■ TASK GOAL
Pick out every line holding the string "this" and copy it.

■ INPUT MATERIAL
##########

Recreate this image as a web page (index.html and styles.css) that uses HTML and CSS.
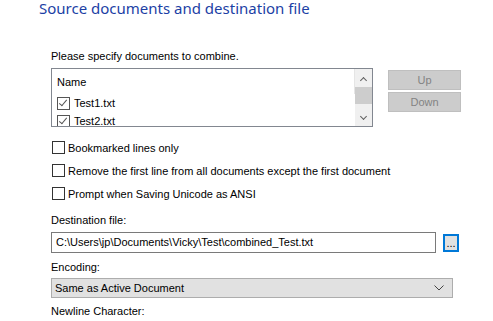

##########

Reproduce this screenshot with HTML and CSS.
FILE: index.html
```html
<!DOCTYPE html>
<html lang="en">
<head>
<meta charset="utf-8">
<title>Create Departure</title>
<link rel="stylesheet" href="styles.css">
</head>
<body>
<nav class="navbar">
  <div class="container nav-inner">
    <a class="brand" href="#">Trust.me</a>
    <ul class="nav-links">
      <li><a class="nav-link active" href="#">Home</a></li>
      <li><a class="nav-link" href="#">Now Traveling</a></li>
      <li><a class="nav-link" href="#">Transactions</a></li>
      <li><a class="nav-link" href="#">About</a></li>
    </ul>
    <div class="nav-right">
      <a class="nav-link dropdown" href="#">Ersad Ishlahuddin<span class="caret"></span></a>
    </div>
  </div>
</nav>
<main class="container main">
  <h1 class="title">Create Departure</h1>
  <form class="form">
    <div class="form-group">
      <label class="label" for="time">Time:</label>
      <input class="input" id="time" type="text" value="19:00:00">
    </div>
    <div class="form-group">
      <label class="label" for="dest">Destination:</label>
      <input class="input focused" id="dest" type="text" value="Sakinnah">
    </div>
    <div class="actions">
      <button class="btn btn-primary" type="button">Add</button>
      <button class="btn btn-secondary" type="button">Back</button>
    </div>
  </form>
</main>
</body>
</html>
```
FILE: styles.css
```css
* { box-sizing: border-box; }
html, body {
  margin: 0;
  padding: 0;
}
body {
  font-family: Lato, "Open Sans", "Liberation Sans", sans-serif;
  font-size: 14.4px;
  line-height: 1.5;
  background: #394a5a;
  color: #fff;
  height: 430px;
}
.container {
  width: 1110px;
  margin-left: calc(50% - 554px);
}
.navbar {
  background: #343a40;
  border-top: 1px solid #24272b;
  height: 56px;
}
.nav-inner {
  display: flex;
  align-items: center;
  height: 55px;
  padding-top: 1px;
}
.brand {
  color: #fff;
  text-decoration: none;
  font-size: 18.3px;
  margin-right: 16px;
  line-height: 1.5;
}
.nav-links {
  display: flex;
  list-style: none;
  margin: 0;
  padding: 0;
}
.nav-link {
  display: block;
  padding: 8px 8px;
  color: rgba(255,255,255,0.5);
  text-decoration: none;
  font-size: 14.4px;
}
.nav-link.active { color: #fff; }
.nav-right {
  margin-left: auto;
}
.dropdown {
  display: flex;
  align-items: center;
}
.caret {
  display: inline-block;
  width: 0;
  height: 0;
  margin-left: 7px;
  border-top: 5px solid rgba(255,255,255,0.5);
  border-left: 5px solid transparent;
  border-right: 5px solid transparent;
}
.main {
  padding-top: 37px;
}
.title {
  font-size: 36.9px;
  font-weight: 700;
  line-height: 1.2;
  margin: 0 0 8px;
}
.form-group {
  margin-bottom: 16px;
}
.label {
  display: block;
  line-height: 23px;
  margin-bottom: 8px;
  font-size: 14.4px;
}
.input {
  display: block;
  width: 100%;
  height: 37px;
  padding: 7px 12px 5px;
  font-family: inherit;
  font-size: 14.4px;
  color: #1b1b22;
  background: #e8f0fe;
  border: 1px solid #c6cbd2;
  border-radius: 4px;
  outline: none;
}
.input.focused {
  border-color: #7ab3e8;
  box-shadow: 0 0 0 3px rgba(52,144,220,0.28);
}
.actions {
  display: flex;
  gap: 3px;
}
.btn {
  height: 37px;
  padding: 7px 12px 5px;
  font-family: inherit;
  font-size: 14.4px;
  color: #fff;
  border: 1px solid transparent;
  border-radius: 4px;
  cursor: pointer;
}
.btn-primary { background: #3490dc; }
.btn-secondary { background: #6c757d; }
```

##########

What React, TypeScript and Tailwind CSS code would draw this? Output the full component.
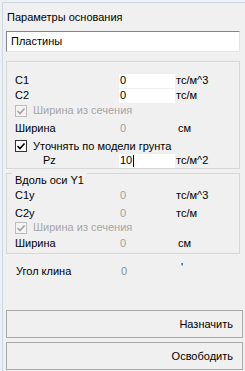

##########

■ THE SOLUTION
Recreate this image as a web page (index.html and styles.css) that uses HTML and CSS.
Reproduce this screenshot with HTML and CSS.
What React, TypeScript and Tailwind CSS code would draw this? Output the full component.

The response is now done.